Make welfare recipients earn what they are receiving. While people felt what the Lt. Governor of SC Rudolph Andreas “Andre” Bauer said was “way out of line” in comparing those receiving welfare to stray animals, and while the metaphor was kind of shady, what he was intending to mean was absolutely in line. If people are going to receive governmental aid, tax payers’ money, then why shouldn’t they earn that? Drug tests, regular training sessions for jobs, home visits, parent-teacher conferences. Generational welfare has got to stop. While not everyone receiving welfare fits into these categories, it is a trend to have more children to receive more aid. The time of taking the path of least resistance on the tax payers’ dime has got to end.
And how about all this cheap, and often dangerous imports coming in from China and sweat shops in third world countries? A revised form of the Morrill Tariff would help US businesses get a foot over the foreign companies. American products are taxed going into other countries, why can we not do the same? This will help reduce the foothold of companies bringing in the dangerous drywall, lead-paint coated children’s toys, tainted hamburger, and poisoned pet food. And what about third world sweat shop products? Wal-Mart knowingly sells products from sweatshops that also exploit child laborers. Time to put an end to this sort of thing. And maybe this needs to wait until the other items on this list are enacted and have been given the time to start working.

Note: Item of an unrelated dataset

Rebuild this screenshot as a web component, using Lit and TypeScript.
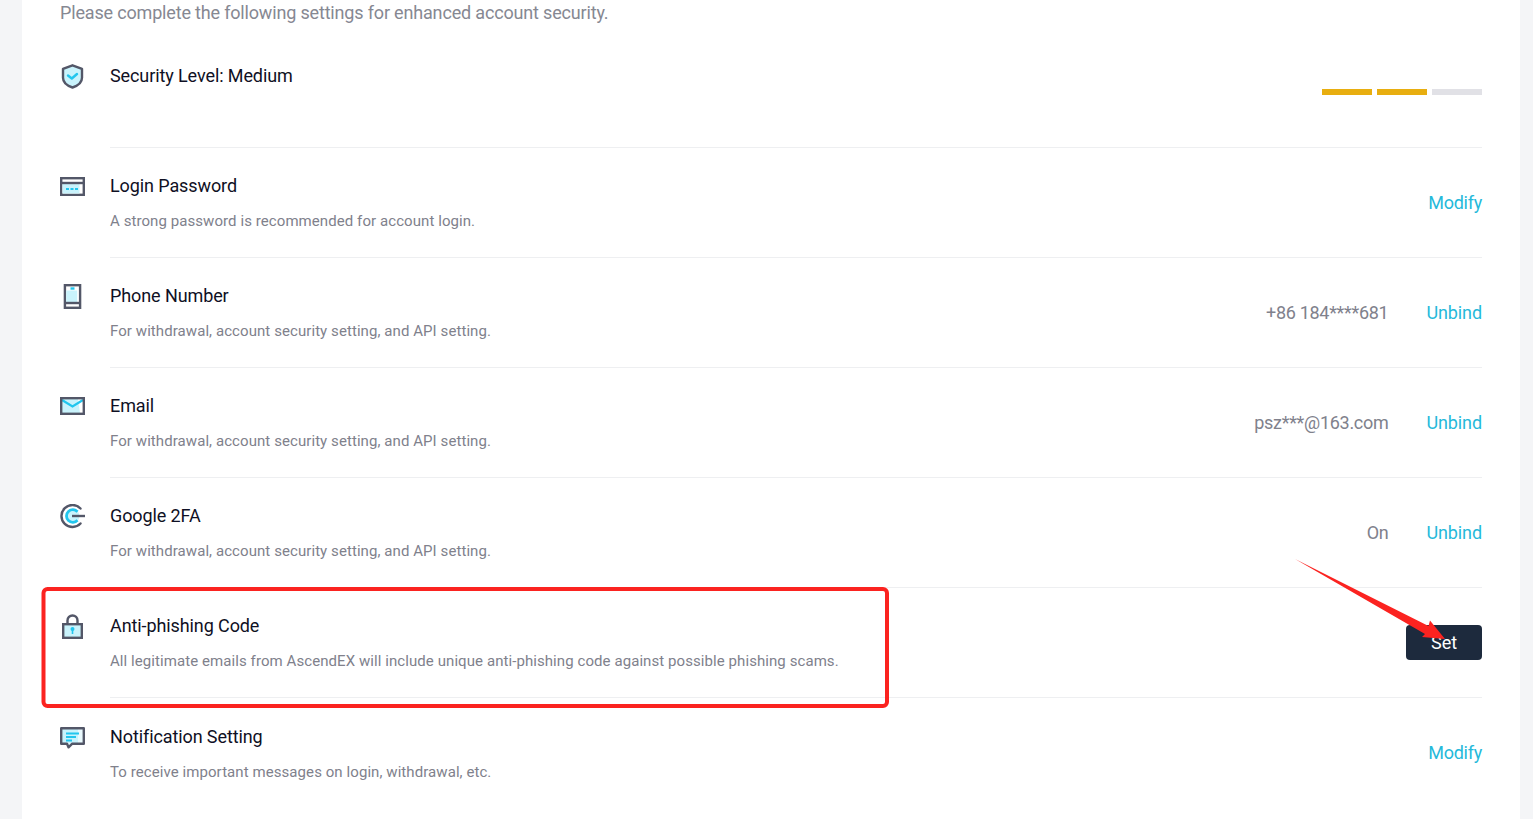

The point of me saying all this is that we cannot afford any more taxes. We are literally being taxed to death. There are taxes for living, taxes for dying, and taxes for everything in between. Just like it is always so easy for states to put education on the chopping block when it comes to budgets, and applying more taxes seems to be the magic formula in the solution of the federal governments to the budget issue. There are other avenues, that simply require a bit more determination. NO MORE TAX HIKES!